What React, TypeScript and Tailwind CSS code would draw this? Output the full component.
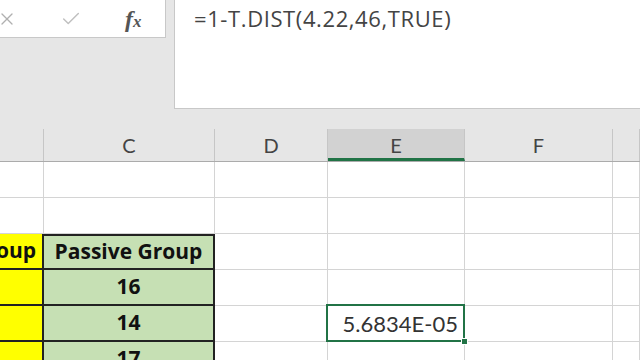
import { X, Check } from 'lucide-react';

// Columns visible in the sheet window: B (clipped), C, D, E, F, G (clipped)
const cols = [
  { key: 'B', label: '', w: 'w-[44px]' },
  { key: 'C', label: 'C', w: 'w-[171px]' },
  { key: 'D', label: 'D', w: 'w-[113px]' },
  { key: 'E', label: 'E', w: 'w-[137px]' },
  { key: 'F', label: 'F', w: 'w-[148px]' },
  { key: 'G', label: '', w: 'flex-1' },
];

const passive = ['', '', 'Passive Group', '16', '14', '17'];
const active = ['', '', 'Active Group', '', '', ''];

export default function App() {
  return (
    <div className="w-[640px] h-[360px] overflow-hidden bg-[#e6e6e6] font-['Lato','Liberation_Sans',sans-serif] text-[#222]">
      {/* formula bar */}
      <div className="flex h-[129px] gap-[8px]">
        <div className="w-[166px] h-[38px] bg-white border-r border-b border-[#c8c8c8] flex items-center shrink-0">
          <X className="ml-[-3px] text-[#b0b0b0]" size={20} strokeWidth={1.6} />
          <Check className="ml-[43px] text-[#c0c0c0]" size={22} strokeWidth={1.6} />
          <span className="ml-[43px] font-['Liberation_Serif',serif] italic font-bold text-[24px] text-[#555] leading-none">
            f<span className="text-[17px]">x</span>
          </span>
        </div>
        <div className="flex-1 h-[109px] bg-white border-l border-b border-[#c8c8c8] pl-[19px] pt-[2px]">
          <span className="font-['Open_Sans',sans-serif] text-[22px] tracking-[0.6px] text-[#444]">=1-T.DIST(4.22,46,TRUE)</span>
        </div>
      </div>

      {/* column headers */}
      <div className="flex h-[33px] border-b border-[#ababab]">
        {cols.map((c) => (
          <div
            key={c.key}
            className={`${c.w} shrink-0 flex items-center justify-center text-[20px] text-[#444] border-r border-[#c6c6c6] ${
              c.key === 'E' ? 'bg-[#d2d2d2] border-b-[3px] border-b-[#217346] pt-[3px]' : ''
            }`}
          >
            {c.label}
          </div>
        ))}
      </div>

      {/* rows */}
      <div className="bg-white">
        {passive.map((p, r) => (
          <div key={r} className="flex h-[36px]">
            {cols.map((c) => {
              if (c.key === 'B') {
                const filled = r >= 2;
                return (
                  <div
                    key={c.key}
                    className={`${c.w} shrink-0 overflow-hidden flex items-center justify-end pr-[6px] font-['Open_Sans',sans-serif] font-bold text-[21px] text-[#111] whitespace-nowrap ${
                      filled ? 'bg-[#ffff00] border-r-2 border-b-2 border-[#222]' : 'border-r border-b border-[#d4d4d4]'
                    }`}
                  >
                    {active[r]}
                  </div>
                );
              }
              if (c.key === 'C') {
                const filled = r >= 2;
                return (
                  <div
                    key={c.key}
                    className={`${c.w} shrink-0 flex items-center justify-center font-['Open_Sans',sans-serif] font-bold text-[21px] text-[#111] ${
                      filled ? 'bg-[#c6e0b4] border-r-2 border-b-2 border-[#222]' : 'border-r border-b border-[#d4d4d4]'
                    } ${r === 2 ? 'border-t-2' : ''}`}
                  >
                    {p}
                  </div>
                );
              }
              if (c.key === 'E' && r === 4) {
                return (
                  <div
                    key={c.key}
                    className={`${c.w} shrink-0 relative flex items-center justify-end pr-[6px] text-[22px] text-[#333] border-r border-b border-[#d4d4d4]`}
                  >
                    5.6834E-05
                    <div className="absolute left-[-2px] top-[-2px] right-[-1px] bottom-[-1px] border-2 border-[#217346]" />
                    <div className="absolute right-[-4px] bottom-[-4px] w-[7px] h-[7px] bg-[#217346] border border-white" />
                  </div>
                );
              }
              return <div key={c.key} className={`${c.w} shrink-0 border-r border-b border-[#d4d4d4]`} />;
            })}
          </div>
        ))}
      </div>
    </div>
  );
}
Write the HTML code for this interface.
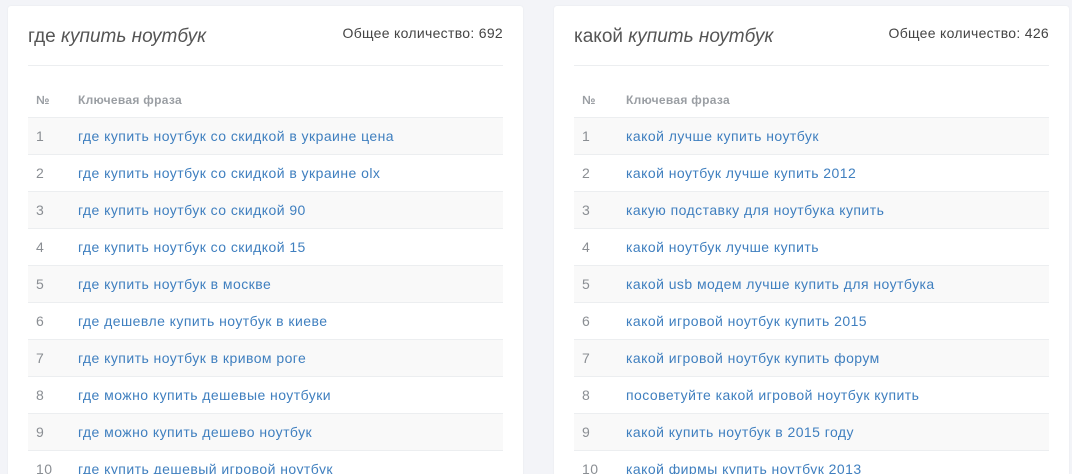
<!DOCTYPE html>
<html><head><meta charset="utf-8"><style>
html,body{margin:0;height:474px;overflow:hidden}
body{background:#f3f4f8;font-family:"Liberation Sans","DejaVu Sans",sans-serif;width:1072px;position:relative}
.card{position:absolute;top:6px;background:#fff;height:480px;border-radius:3px;box-shadow:0 0 2px rgba(0,0,0,.05)}
.in{position:absolute;left:20px;right:20px;top:0}
.t{position:absolute;top:20px;left:0;font-size:19px;color:#555;letter-spacing:0}
.t i{font-style:italic}
.c{position:absolute;top:19px;right:0;font-size:14px;color:#444;letter-spacing:0.3px}
.hr{position:absolute;top:59px;left:0;right:0;border-top:1px solid #eceef0}
.h{position:absolute;top:87px;left:0;font-size:12px;font-weight:bold;color:#9a9ea3;letter-spacing:0.3px}
.h span{position:absolute;white-space:nowrap}
.rows{position:absolute;top:111px;left:0;right:0}
.r{height:36px;border-top:1px solid #eceef0;position:relative;font-size:14px;color:#3f7fbf;letter-spacing:0.45px}
.r:nth-child(odd){background:#f9f9f9}
.r span{position:absolute;top:10px;white-space:nowrap}
.r .n{left:8px;color:#8a8e93}
.r .p{left:50px}
.R .r .p,.R .h .q{left:52px}
</style></head><body>
<div class="card" style="left:8px;width:515px"><div class="in">
<div class="t">где <i>купить ноутбук</i></div><div class="c">Общее количество: 692</div><div class="hr"></div>
<div class="h"><span style="left:8px">№</span><span style="left:50px">Ключевая фраза</span></div>
<div class="rows">
<div class="r"><span class="n">1</span><span class="p">где купить ноутбук со скидкой в украине цена</span></div>
<div class="r"><span class="n">2</span><span class="p">где купить ноутбук со скидкой в украине olx</span></div>
<div class="r"><span class="n">3</span><span class="p">где купить ноутбук со скидкой 90</span></div>
<div class="r"><span class="n">4</span><span class="p">где купить ноутбук со скидкой 15</span></div>
<div class="r"><span class="n">5</span><span class="p">где купить ноутбук в москве</span></div>
<div class="r"><span class="n">6</span><span class="p">где дешевле купить ноутбук в киеве</span></div>
<div class="r"><span class="n">7</span><span class="p">где купить ноутбук в кривом роге</span></div>
<div class="r"><span class="n">8</span><span class="p">где можно купить дешевые ноутбуки</span></div>
<div class="r"><span class="n">9</span><span class="p">где можно купить дешево ноутбук</span></div>
<div class="r"><span class="n">10</span><span class="p">где купить дешевый игровой ноутбук</span></div>
</div></div></div>
<div class="card R" style="left:554px;width:515px"><div class="in">
<div class="t">какой <i>купить ноутбук</i></div><div class="c">Общее количество: 426</div><div class="hr"></div>
<div class="h"><span style="left:8px">№</span><span class="q" style="left:52px">Ключевая фраза</span></div>
<div class="rows">
<div class="r"><span class="n">1</span><span class="p">какой лучше купить ноутбук</span></div>
<div class="r"><span class="n">2</span><span class="p">какой ноутбук лучше купить 2012</span></div>
<div class="r"><span class="n">3</span><span class="p">какую подставку для ноутбука купить</span></div>
<div class="r"><span class="n">4</span><span class="p">какой ноутбук лучше купить</span></div>
<div class="r"><span class="n">5</span><span class="p">какой usb модем лучше купить для ноутбука</span></div>
<div class="r"><span class="n">6</span><span class="p">какой игровой ноутбук купить 2015</span></div>
<div class="r"><span class="n">7</span><span class="p">какой игровой ноутбук купить форум</span></div>
<div class="r"><span class="n">8</span><span class="p">посоветуйте какой игровой ноутбук купить</span></div>
<div class="r"><span class="n">9</span><span class="p">какой купить ноутбук в 2015 году</span></div>
<div class="r"><span class="n">10</span><span class="p">какой фирмы купить ноутбук 2013</span></div>
</div></div></div>
</body></html>
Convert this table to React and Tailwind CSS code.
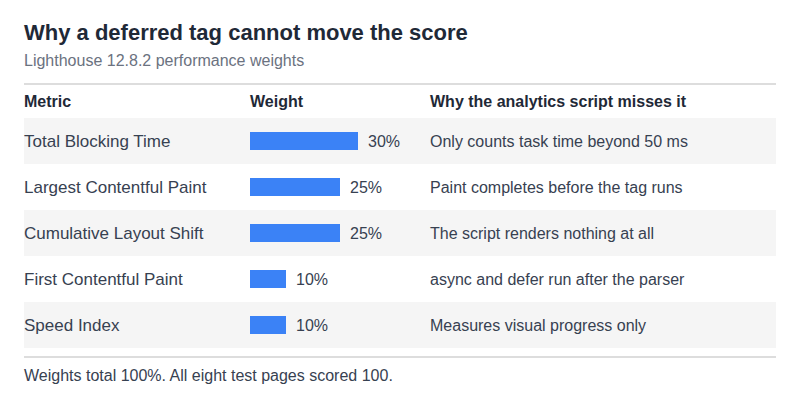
import React from 'react';

const rows = [
  { metric: 'Total Blocking Time', weight: 30, why: 'Only counts task time beyond 50 ms' },
  { metric: 'Largest Contentful Paint', weight: 25, why: 'Paint completes before the tag runs' },
  { metric: 'Cumulative Layout Shift', weight: 25, why: 'The script renders nothing at all' },
  { metric: 'First Contentful Paint', weight: 10, why: 'async and defer run after the parser' },
  { metric: 'Speed Index', weight: 10, why: 'Measures visual progress only' },
];

export default function App() {
  return (
    <div
      className="w-[800px] h-[400px] bg-white px-6 pt-[19px]"
      style={{ fontFamily: '"Liberation Sans", Arial, sans-serif' }}
    >
      <h2 className="text-[22px] leading-[28px] font-bold text-[#1f2937]">
        Why a deferred tag cannot move the score
      </h2>
      <p className="mt-[4px] text-[16px] leading-[20px] text-[#6b7280]">
        Lighthouse 12.8.2 performance weights
      </p>

      <table className="mt-3 w-full border-t-2 border-[#dddddd] text-[16px] text-[#374151] border-collapse">
        <thead>
          <tr className="h-[34px]">
            <th className="w-[226px] text-left font-bold text-[#1f2937]">Metric</th>
            <th className="w-[180px] text-left font-bold text-[#1f2937]">Weight</th>
            <th className="text-left font-bold text-[#1f2937]">Why the analytics script misses it</th>
          </tr>
        </thead>
        <tbody>
          {rows.map((r, i) => (
            <tr key={r.metric} className={`h-[46px] ${i % 2 === 0 ? 'bg-[#f5f5f5]' : 'bg-white'}`}>
              <td className="text-[17px] pt-[2px]">{r.metric}</td>
              <td>
                <div className="flex items-center gap-[10px]">
                  <div className="h-[18px] bg-[#3b82f6]" style={{ width: `${r.weight * 3.6}px` }} />
                  <span className="pt-[2px]">{r.weight}%</span>
                </div>
              </td>
              <td className="pt-[2px]">{r.why}</td>
            </tr>
          ))}
        </tbody>
      </table>

      <div className="mt-2 border-t-2 border-[#dddddd] pt-[8px] text-[16px] leading-[20px] text-[#374151]">
        Weights total 100%. All eight test pages scored 100.
      </div>
    </div>
  );
}
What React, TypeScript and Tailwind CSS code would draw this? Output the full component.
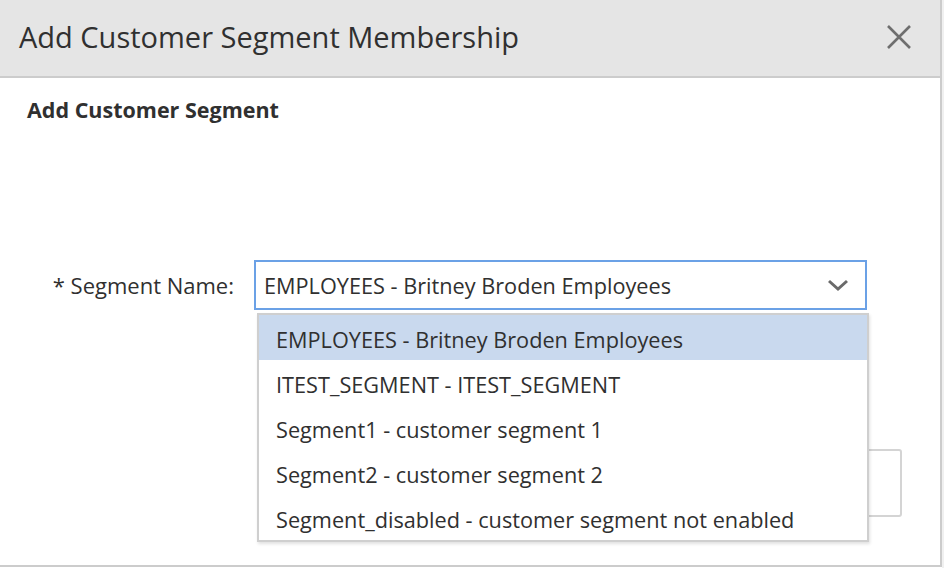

SET PROBLEM: Your task is to repeat the opening line of the entries above and each line after it, ending with the line that has "const active = ['', '', 'Active". Do not include the pictures.

THE ANSWER:
What React, TypeScript and Tailwind CSS code would draw this? Output the full component.
import { X, Check } from 'lucide-react';

// Columns visible in the sheet window: B (clipped), C, D, E, F, G (clipped)
const cols = [
  { key: 'B', label: '', w: 'w-[44px]' },
  { key: 'C', label: 'C', w: 'w-[171px]' },
  { key: 'D', label: 'D', w: 'w-[113px]' },
  { key: 'E', label: 'E', w: 'w-[137px]' },
  { key: 'F', label: 'F', w: 'w-[148px]' },
  { key: 'G', label: '', w: 'flex-1' },
];

const passive = ['', '', 'Passive Group', '16', '14', '17'];
const active = ['', '', 'Active Group', '', '', ''];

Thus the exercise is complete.